## INFORMATION SUPPLIED
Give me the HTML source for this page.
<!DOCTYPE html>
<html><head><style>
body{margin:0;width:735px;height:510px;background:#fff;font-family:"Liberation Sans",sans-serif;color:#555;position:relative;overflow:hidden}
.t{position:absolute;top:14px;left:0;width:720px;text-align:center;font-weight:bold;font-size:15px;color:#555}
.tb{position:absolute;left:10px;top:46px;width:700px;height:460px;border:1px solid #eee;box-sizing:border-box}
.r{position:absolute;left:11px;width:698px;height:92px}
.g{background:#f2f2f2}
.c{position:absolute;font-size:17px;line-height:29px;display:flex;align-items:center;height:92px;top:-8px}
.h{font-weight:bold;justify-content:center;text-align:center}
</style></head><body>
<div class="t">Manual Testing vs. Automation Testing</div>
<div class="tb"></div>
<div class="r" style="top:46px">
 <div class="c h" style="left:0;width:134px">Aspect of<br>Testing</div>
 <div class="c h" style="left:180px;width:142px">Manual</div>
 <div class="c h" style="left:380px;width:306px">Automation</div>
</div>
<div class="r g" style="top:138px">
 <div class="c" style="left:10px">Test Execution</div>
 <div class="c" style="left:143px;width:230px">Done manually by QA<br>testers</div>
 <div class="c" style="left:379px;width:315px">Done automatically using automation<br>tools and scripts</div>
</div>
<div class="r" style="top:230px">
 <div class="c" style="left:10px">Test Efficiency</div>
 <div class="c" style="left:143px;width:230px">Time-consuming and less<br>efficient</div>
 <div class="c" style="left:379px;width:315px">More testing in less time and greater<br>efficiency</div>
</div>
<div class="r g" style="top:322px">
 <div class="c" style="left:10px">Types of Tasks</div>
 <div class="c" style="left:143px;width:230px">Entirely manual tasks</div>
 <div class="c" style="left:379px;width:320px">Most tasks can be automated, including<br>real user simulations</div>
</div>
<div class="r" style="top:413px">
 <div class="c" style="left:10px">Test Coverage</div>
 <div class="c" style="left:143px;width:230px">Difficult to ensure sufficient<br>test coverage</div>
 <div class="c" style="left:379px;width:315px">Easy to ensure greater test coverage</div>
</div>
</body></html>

## STATED PROBLEM
Please reproduce each line exactly as written.

## TASK OUTPUT
Give me the HTML source for this page.
<!DOCTYPE html>
<html><head><style>
body{margin:0;width:735px;height:510px;background:#fff;font-family:"Liberation Sans",sans-serif;color:#555;position:relative;overflow:hidden}
.t{position:absolute;top:14px;left:0;width:720px;text-align:center;font-weight:bold;font-size:15px;color:#555}
.tb{position:absolute;left:10px;top:46px;width:700px;height:460px;border:1px solid #eee;box-sizing:border-box}
.r{position:absolute;left:11px;width:698px;height:92px}
.g{background:#f2f2f2}
.c{position:absolute;font-size:17px;line-height:29px;display:flex;align-items:center;height:92px;top:-8px}
.h{font-weight:bold;justify-content:center;text-align:center}
</style></head><body>
<div class="t">Manual Testing vs. Automation Testing</div>
<div class="tb"></div>
<div class="r" style="top:46px">
 <div class="c h" style="left:0;width:134px">Aspect of<br>Testing</div>
 <div class="c h" style="left:180px;width:142px">Manual</div>
 <div class="c h" style="left:380px;width:306px">Automation</div>
</div>
<div class="r g" style="top:138px">
 <div class="c" style="left:10px">Test Execution</div>
 <div class="c" style="left:143px;width:230px">Done manually by QA<br>testers</div>
 <div class="c" style="left:379px;width:315px">Done automatically using automation<br>tools and scripts</div>
</div>
<div class="r" style="top:230px">
 <div class="c" style="left:10px">Test Efficiency</div>
 <div class="c" style="left:143px;width:230px">Time-consuming and less<br>efficient</div>
 <div class="c" style="left:379px;width:315px">More testing in less time and greater<br>efficiency</div>
</div>
<div class="r g" style="top:322px">
 <div class="c" style="left:10px">Types of Tasks</div>
 <div class="c" style="left:143px;width:230px">Entirely manual tasks</div>
 <div class="c" style="left:379px;width:320px">Most tasks can be automated, including<br>real user simulations</div>
</div>
<div class="r" style="top:413px">
 <div class="c" style="left:10px">Test Coverage</div>
 <div class="c" style="left:143px;width:230px">Difficult to ensure sufficient<br>test coverage</div>
 <div class="c" style="left:379px;width:315px">Easy to ensure greater test coverage</div>
</div>
</body></html>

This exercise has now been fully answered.